Do we need matrix multiplication to get a word embedding?

To get the embedding vector, the lecture says that:

`E * one-hot-vector`

(300, 10000) * (10000, 1) = (300, 1)

So my question, why do we need to do this matrix multiplication? Can we just use the index of a word to retrieve the column vector from the matrix E? It has the same effect but doesn’t need matrix multiplication. If the E is stored in a dictionary, then just use the key (word index in the vocabulary) to retrieve the embedding vector?

Hello @Martinmin, I can see the rationale. To further supported that idea, some speed tests would be favourable. For example, given a (300, 10000) embedding matrix, 1000 indices, and then through approach A (matrix multiplication) or B (dictionary), it produces a (300, 1000) chosen embeddings. How long do the two approaches take?
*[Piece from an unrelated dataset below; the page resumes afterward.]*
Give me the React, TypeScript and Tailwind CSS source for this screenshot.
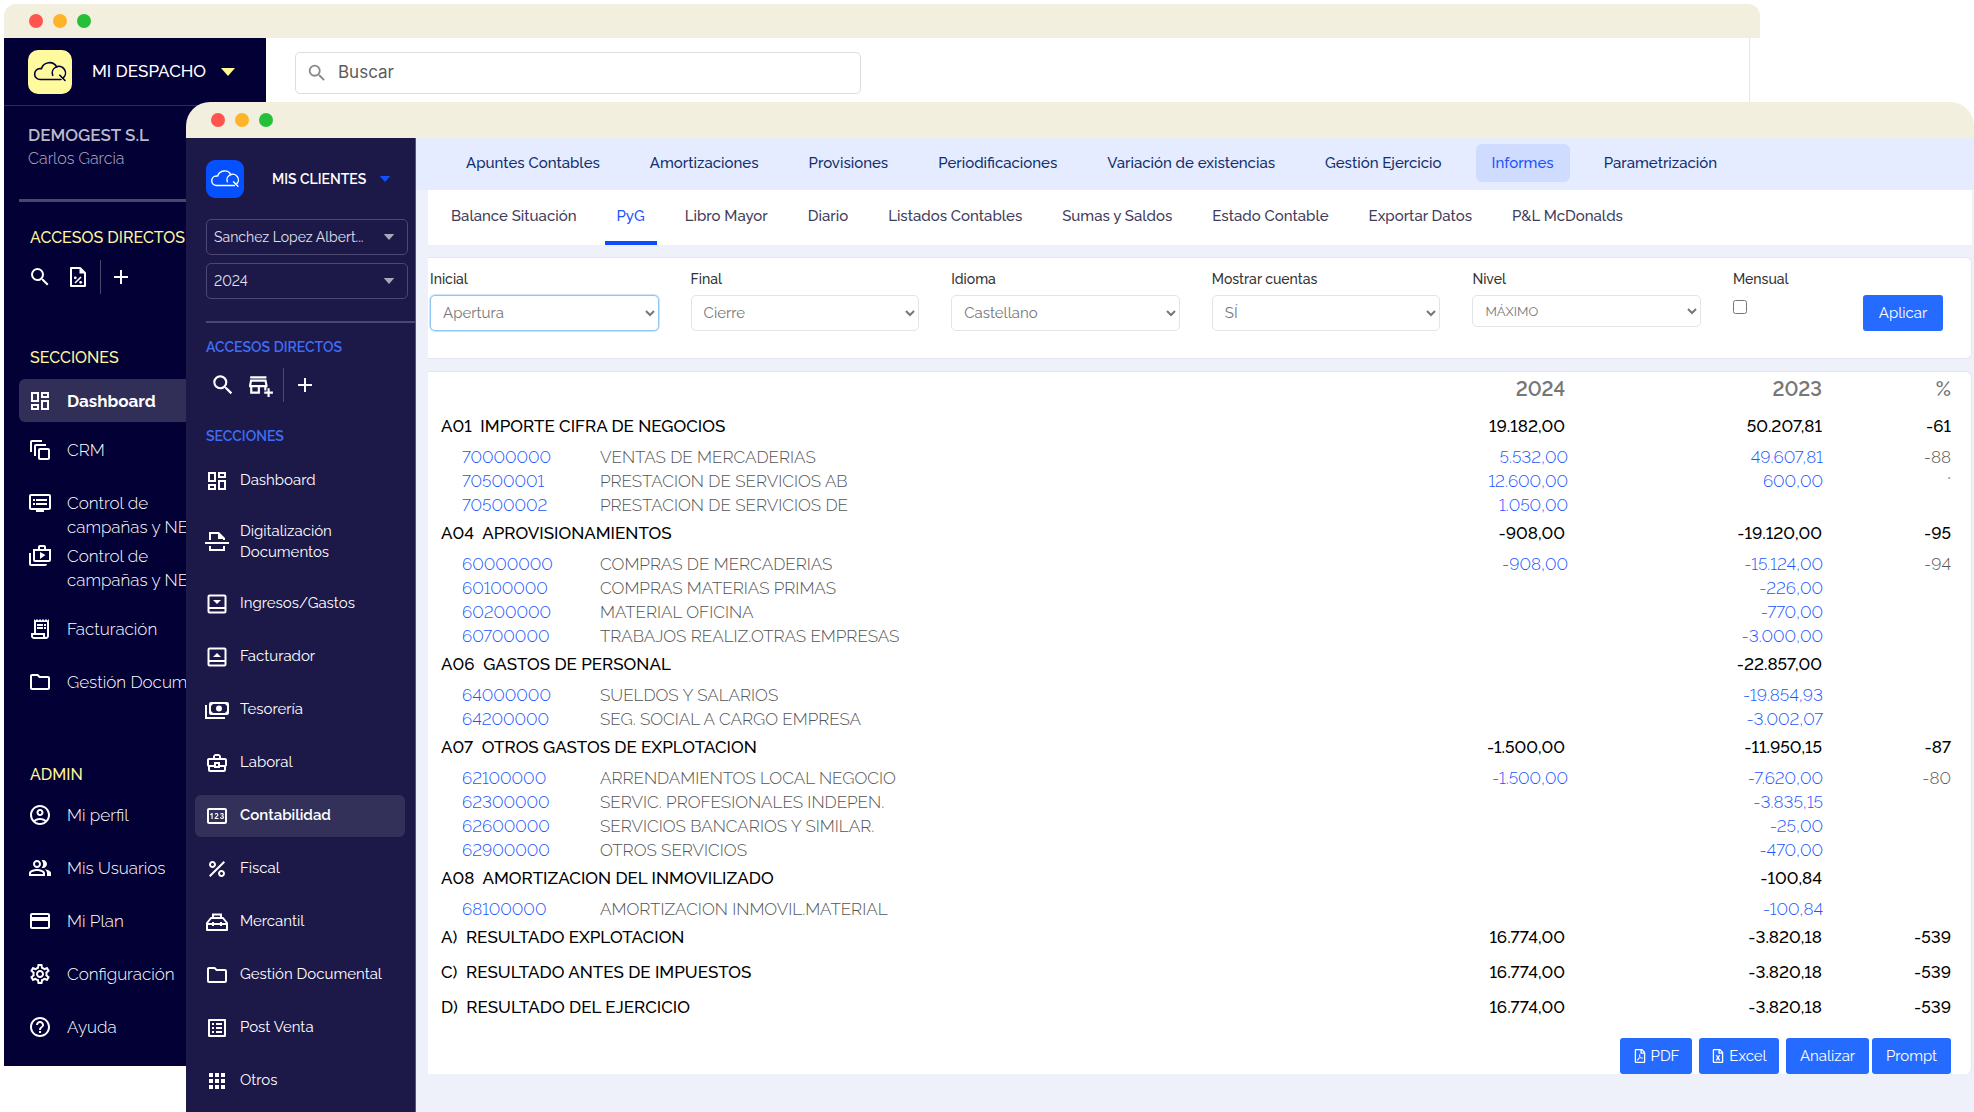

For batch mode, probably matrix multiplication is more efficient. Another reason using one-hot may be for the purpose of using it as an input layer in a network for training. So a related question on the embedding matrix E (E * one-hot) in several slides is that, this E is to be learnt by the network. It doesn’t exist in the first place. It is the parameter matrix in the hidden layer. Is that right?

Like the Dense layer, Embedding is by itself also a layer, which accepts index as input and returns the embedding as output. I prefer to use the more accurate names: Dense layer and Embedding layer rather than hidden layer.

Just like a dense layer is randomly initiated to a certain shape of weights, the embedding layer is also randomly initiated to a certain shape of weights which is, as examplified by that slide, (300, 10000) depending on the number of words and embedding dimensions.

Lastly, just like we can update a Dense layer’s weights by gradient descent, we can also update the embedding layer’s weights by gradient descent.